GIVEN INFORMATION:
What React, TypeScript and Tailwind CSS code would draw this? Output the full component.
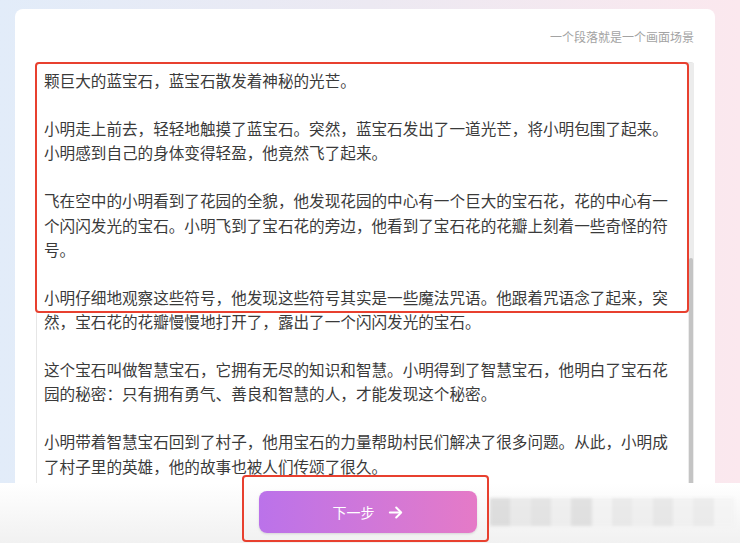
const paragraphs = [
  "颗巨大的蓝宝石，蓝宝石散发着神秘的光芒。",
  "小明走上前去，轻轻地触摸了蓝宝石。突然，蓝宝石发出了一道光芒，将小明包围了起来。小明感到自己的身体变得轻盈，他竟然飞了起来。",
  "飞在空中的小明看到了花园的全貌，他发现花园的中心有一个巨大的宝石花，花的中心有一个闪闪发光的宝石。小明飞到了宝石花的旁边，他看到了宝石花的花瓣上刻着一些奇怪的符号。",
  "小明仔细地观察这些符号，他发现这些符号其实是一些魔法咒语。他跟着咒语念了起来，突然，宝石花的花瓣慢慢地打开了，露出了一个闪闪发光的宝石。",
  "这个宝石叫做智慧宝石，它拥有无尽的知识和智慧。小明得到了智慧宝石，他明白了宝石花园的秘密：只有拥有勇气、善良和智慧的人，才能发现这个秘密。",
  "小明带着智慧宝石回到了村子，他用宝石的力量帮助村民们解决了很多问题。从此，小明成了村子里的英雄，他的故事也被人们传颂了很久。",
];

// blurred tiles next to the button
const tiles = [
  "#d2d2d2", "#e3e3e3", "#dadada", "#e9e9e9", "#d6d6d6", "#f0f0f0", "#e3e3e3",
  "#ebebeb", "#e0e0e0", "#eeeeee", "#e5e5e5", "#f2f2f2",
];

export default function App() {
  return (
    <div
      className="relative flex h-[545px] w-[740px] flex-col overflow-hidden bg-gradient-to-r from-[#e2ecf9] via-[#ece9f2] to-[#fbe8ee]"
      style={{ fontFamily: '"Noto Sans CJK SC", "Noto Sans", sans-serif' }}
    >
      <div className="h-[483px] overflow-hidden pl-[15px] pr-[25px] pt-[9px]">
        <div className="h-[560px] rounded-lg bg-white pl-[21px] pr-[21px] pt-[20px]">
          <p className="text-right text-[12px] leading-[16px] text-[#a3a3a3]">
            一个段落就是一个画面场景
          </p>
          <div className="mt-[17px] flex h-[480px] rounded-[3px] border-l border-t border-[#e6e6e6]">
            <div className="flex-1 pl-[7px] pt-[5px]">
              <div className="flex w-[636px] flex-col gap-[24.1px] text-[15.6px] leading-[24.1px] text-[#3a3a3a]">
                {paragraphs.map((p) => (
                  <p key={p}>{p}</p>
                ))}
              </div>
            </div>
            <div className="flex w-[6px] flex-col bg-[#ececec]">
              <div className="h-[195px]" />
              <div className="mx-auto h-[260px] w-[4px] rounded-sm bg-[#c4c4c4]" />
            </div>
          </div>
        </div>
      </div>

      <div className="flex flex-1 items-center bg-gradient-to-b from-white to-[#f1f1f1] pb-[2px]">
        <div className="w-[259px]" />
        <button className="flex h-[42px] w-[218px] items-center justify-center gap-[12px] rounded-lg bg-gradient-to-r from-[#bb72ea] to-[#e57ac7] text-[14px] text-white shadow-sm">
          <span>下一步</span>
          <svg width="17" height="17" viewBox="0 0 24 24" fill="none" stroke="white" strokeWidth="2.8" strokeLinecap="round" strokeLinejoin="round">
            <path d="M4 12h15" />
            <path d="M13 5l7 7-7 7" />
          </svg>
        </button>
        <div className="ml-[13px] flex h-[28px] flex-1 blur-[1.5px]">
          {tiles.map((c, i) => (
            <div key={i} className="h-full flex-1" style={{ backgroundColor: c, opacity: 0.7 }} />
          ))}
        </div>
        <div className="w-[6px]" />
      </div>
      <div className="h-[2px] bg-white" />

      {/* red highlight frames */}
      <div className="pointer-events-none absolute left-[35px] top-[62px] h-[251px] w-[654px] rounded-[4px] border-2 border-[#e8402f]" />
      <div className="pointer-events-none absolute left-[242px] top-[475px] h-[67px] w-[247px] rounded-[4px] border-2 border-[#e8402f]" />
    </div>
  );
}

AIM OF THE TASK: Skip the pictures, then retype every line above exactly.

EXERCISE RESULT:
What React, TypeScript and Tailwind CSS code would draw this? Output the full component.
const paragraphs = [
  "颗巨大的蓝宝石，蓝宝石散发着神秘的光芒。",
  "小明走上前去，轻轻地触摸了蓝宝石。突然，蓝宝石发出了一道光芒，将小明包围了起来。小明感到自己的身体变得轻盈，他竟然飞了起来。",
  "飞在空中的小明看到了花园的全貌，他发现花园的中心有一个巨大的宝石花，花的中心有一个闪闪发光的宝石。小明飞到了宝石花的旁边，他看到了宝石花的花瓣上刻着一些奇怪的符号。",
  "小明仔细地观察这些符号，他发现这些符号其实是一些魔法咒语。他跟着咒语念了起来，突然，宝石花的花瓣慢慢地打开了，露出了一个闪闪发光的宝石。",
  "这个宝石叫做智慧宝石，它拥有无尽的知识和智慧。小明得到了智慧宝石，他明白了宝石花园的秘密：只有拥有勇气、善良和智慧的人，才能发现这个秘密。",
  "小明带着智慧宝石回到了村子，他用宝石的力量帮助村民们解决了很多问题。从此，小明成了村子里的英雄，他的故事也被人们传颂了很久。",
];

// blurred tiles next to the button
const tiles = [
  "#d2d2d2", "#e3e3e3", "#dadada", "#e9e9e9", "#d6d6d6", "#f0f0f0", "#e3e3e3",
  "#ebebeb", "#e0e0e0", "#eeeeee", "#e5e5e5", "#f2f2f2",
];

export default function App() {
  return (
    <div
      className="relative flex h-[545px] w-[740px] flex-col overflow-hidden bg-gradient-to-r from-[#e2ecf9] via-[#ece9f2] to-[#fbe8ee]"
      style={{ fontFamily: '"Noto Sans CJK SC", "Noto Sans", sans-serif' }}
    >
      <div className="h-[483px] overflow-hidden pl-[15px] pr-[25px] pt-[9px]">
        <div className="h-[560px] rounded-lg bg-white pl-[21px] pr-[21px] pt-[20px]">
          <p className="text-right text-[12px] leading-[16px] text-[#a3a3a3]">
            一个段落就是一个画面场景
          </p>
          <div className="mt-[17px] flex h-[480px] rounded-[3px] border-l border-t border-[#e6e6e6]">
            <div className="flex-1 pl-[7px] pt-[5px]">
              <div className="flex w-[636px] flex-col gap-[24.1px] text-[15.6px] leading-[24.1px] text-[#3a3a3a]">
                {paragraphs.map((p) => (
                  <p key={p}>{p}</p>
                ))}
              </div>
            </div>
            <div className="flex w-[6px] flex-col bg-[#ececec]">
              <div className="h-[195px]" />
              <div className="mx-auto h-[260px] w-[4px] rounded-sm bg-[#c4c4c4]" />
            </div>
          </div>
        </div>
      </div>

      <div className="flex flex-1 items-center bg-gradient-to-b from-white to-[#f1f1f1] pb-[2px]">
        <div className="w-[259px]" />
        <button className="flex h-[42px] w-[218px] items-center justify-center gap-[12px] rounded-lg bg-gradient-to-r from-[#bb72ea] to-[#e57ac7] text-[14px] text-white shadow-sm">
          <span>下一步</span>
          <svg width="17" height="17" viewBox="0 0 24 24" fill="none" stroke="white" strokeWidth="2.8" strokeLinecap="round" strokeLinejoin="round">
            <path d="M4 12h15" />
            <path d="M13 5l7 7-7 7" />
          </svg>
        </button>
        <div className="ml-[13px] flex h-[28px] flex-1 blur-[1.5px]">
          {tiles.map((c, i) => (
            <div key={i} className="h-full flex-1" style={{ backgroundColor: c, opacity: 0.7 }} />
          ))}
        </div>
        <div className="w-[6px]" />
      </div>
      <div className="h-[2px] bg-white" />

      {/* red highlight frames */}
      <div className="pointer-events-none absolute left-[35px] top-[62px] h-[251px] w-[654px] rounded-[4px] border-2 border-[#e8402f]" />
      <div className="pointer-events-none absolute left-[242px] top-[475px] h-[67px] w-[247px] rounded-[4px] border-2 border-[#e8402f]" />
    </div>
  );
}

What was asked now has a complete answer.